When you rely on porn for fun to satisfy your occasional quench, it turns into an addiction or habit. Likely, you wouldn’t even realize when this happens. You have trained your brain to get arousal only when a certain level of neurochemical activity happens in your brain as a perk of watching porn. In the absence of porn, when you are actually with a partner, it would be hard for you to get an erection. On the other hand, you may have developed the desire for unrealistic sexual expectations either from yourself or from your partner just because you have been watching all sorts of pornographic content.
Guilt about anything, in general, disconnects your performance ability from your brain. It is almost like a feeling of being trapped inside where you are being punished. The reason for guilt or let’s say that punishment can be anything, and it is most evident in the case of illicit affair where the man feels guilty due to being unfaithful.
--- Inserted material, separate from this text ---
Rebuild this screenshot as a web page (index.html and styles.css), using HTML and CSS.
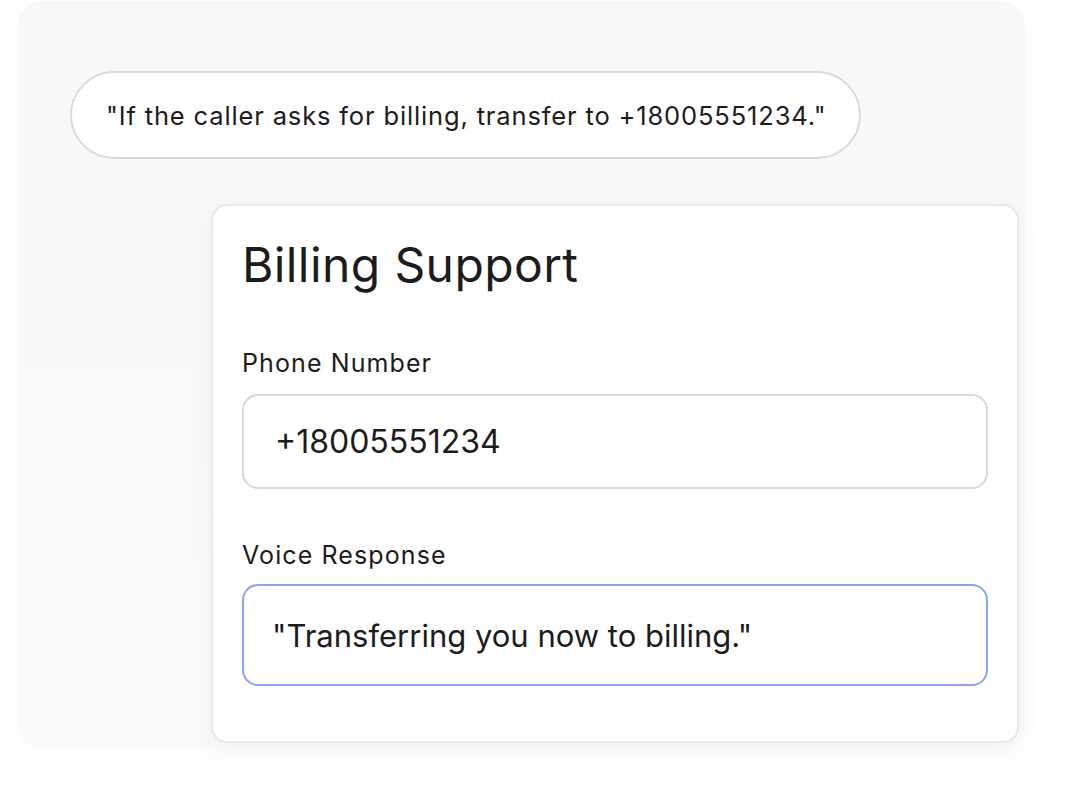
FILE: index.html
```html
<!DOCTYPE html>
<html>
<head>
<meta charset="utf-8">
<link rel="stylesheet" href="styles.css">
</head>
<body>
<div class="panel">
  <div class="bubble">"If the caller asks for billing, transfer to +18005551234."</div>
  <div class="card">
    <h1 class="title">Billing Support</h1>
    <div class="field">
      <div class="label">Phone Number</div>
      <div class="input">+18005551234</div>
    </div>
    <div class="field">
      <div class="label">Voice Response</div>
      <div class="input input-focus">"Transferring you now to billing."</div>
    </div>
  </div>
</div>
</body>
</html>
```
FILE: styles.css
```css
html, body {
  margin: 0;
  padding: 0;
  background: #ffffff;
}
body {
  font-family: Inter, "Noto Sans", sans-serif;
  color: #1c1c1c;
  width: 1072px;
  height: 795px;
  overflow: hidden;
}
.panel {
  margin: 1px 0 0 18px;
  width: 1007px;
  height: 747px;
  box-sizing: border-box;
  background: linear-gradient(180deg, #f8f8f8 0%, #fafafa 100%);
  border-radius: 24px;
  padding: 70px 0 0 52px;
  display: flex;
  flex-direction: column;
  align-items: flex-start;
  box-shadow: 0 8px 24px rgba(0,0,0,0.02);
}
.bubble {
  height: 88px;
  box-sizing: border-box;
  border: 2px solid #dadada;
  border-radius: 44px;
  background: #ffffff;
  padding: 0 32px 0 34px;
  display: flex;
  align-items: center;
  font-size: 25.5px;
  letter-spacing: 0.85px;
  white-space: nowrap;
}
.card {
  margin: 45px 0 0 141px;
  width: 808px;
  height: 539px;
  box-sizing: border-box;
  background: #ffffff;
  border: 2px solid #e9e9e9;
  border-radius: 16px;
  padding: 30px 29px 0 29px;
  box-shadow: 0 4px 24px rgba(0,0,0,0.04);
  display: flex;
  flex-direction: column;
}
.title {
  margin: 0;
  font-size: 48px;
  font-weight: 400;
  line-height: 58px;
  letter-spacing: 0.4px;
}
.field {
  display: flex;
  flex-direction: column;
}
.label {
  font-size: 25px;
  line-height: 32px;
  letter-spacing: 1.1px;
  margin-top: 53px;
  margin-bottom: 15px;
}
.field + .field .label {
  margin-top: 50px;
  margin-bottom: 13px;
}
.input {
  height: 95px;
  box-sizing: border-box;
  border: 2px solid #d8d8dc;
  border-radius: 16px;
  padding: 0 31px;
  display: flex;
  align-items: center;
  font-size: 32px;
}
.input-focus {
  height: 102px;
  border-color: #8ca6ec;
  padding-left: 28px;
  font-size: 31px;
}
```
Guilt stops you from getting the hardness for the erection. Guilt can straightaway be the cause of ED in cases, and culture where sex is seen as a taboo or something to be shameful about.
A study conducted in Brazil claims that 75% of men with ED had low self-esteem. If you see your self as less sexy, less desired by your partner or feel inadequate for her, you are blowing up your ability of erection. A person with low self-esteem fear, have depression, anxiety and get the feeling of rejection. All of these together interrupt your sexual health and wellbeing.
If you are bored with sex, maybe because you see it as a routine and a mundane thing to do. Your brain releases dopamine when you think of sex which further helps you gain an erection. Dopamine is also called the pleasure hormone, and the chances are it is no more surprising you enough to get an erection.
Treatment options for Psychological Impotence
At the beginning of the article, we said that it happens to more than 20% of men, on the top of it, many cases go unreported. Thankfully men who take the courage to act on it, have been able to help themselves and even the researchers to advance their study further. The common solution to treat erectile dysfunction caused by psychological factors are as below:
Talking to a therapist
ED either caused by psychological or physical factors both have the same embarrassing experience to offer because of which men don’t open up to speak. If you have pulled yourself up together to get help, approach an expert and with the therapy, you should be able to reframe your sexual life.
Talking with your partner
If you have already built up the courage to act on the symptoms of psychological impotence, now is the time that you should discuss it with your partner. Remember, communication is the key to a happy relationship. When you educate her and make her aware of the problem you are facing, most likely, you will get the help and support from her to fight it together. It will give you the chance to overcome it quickly and help you get rid of your performance anxiety and stress.
Cut off your unrealistic expectations, Re-educate and re-train your body
When you know the cause, and you have a persistent mind to battle it, you can re-educate and re-train your body to overcome any obstacle or dependency factors like porn. There are numerous wrong information available on the internet which makes an unrealistic claim. Therefore you must know that: penis size doesn’t actually matter much, and you can give orgasm to your partner through other ways too than just penetration.
If you are thinking of pills, stop right there because self-medication can harm you and it is always good to take medicines only when you are prescribed. Popping a pill is never a solution, and in fact, it can be the cause of your psychological impotence. Act on the solutions offered above because both types of ED can be treated with the right therapy.